= Malou Jacob =

Filipino playwright

Malou Leviste Jacob is a Filipino playwright. She was a recipient of the S.E.A. Write Award.

==Biography==
Jacob has been a resident playwright of Philippine Educational Theater Association (PETA). She finished Bachelor of Arts in Communication in Maryknoll College (now Miriam College). She continued her studies in the field of TV production and Direction in City University of New York; and Film production in New York University. She has written and directed a lot of dramas for television and documentary films.
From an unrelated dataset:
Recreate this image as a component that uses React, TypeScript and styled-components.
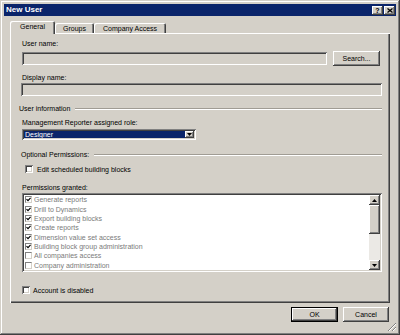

Her works include Pagod na Ako, Irog, and a TV special about the National Artist Amado V. Hernandez. She has been a teacher in playwriting workshops of PETA-CITASA and has also been creative consultant of Communication Foundation for Asia.

== Works ==
Works she has written for PETA Kalinangan Ensemble include
- Timbangan ay Tagilid (1970)
- Aidao (1972, co-written by Franklin Osorio)
- Raha Sulayman at Megat Salamay (1978)
- Juan Tamban (1979)
- Ang Mahabang Pagdadalawang Isip sa Maikling Buhay ng Isang Peti-Burgis (1982).
- Pepe

Quotes:

"A playwright cannot work in isolation. A playwright must be in touch with the realities behind our make-believe world."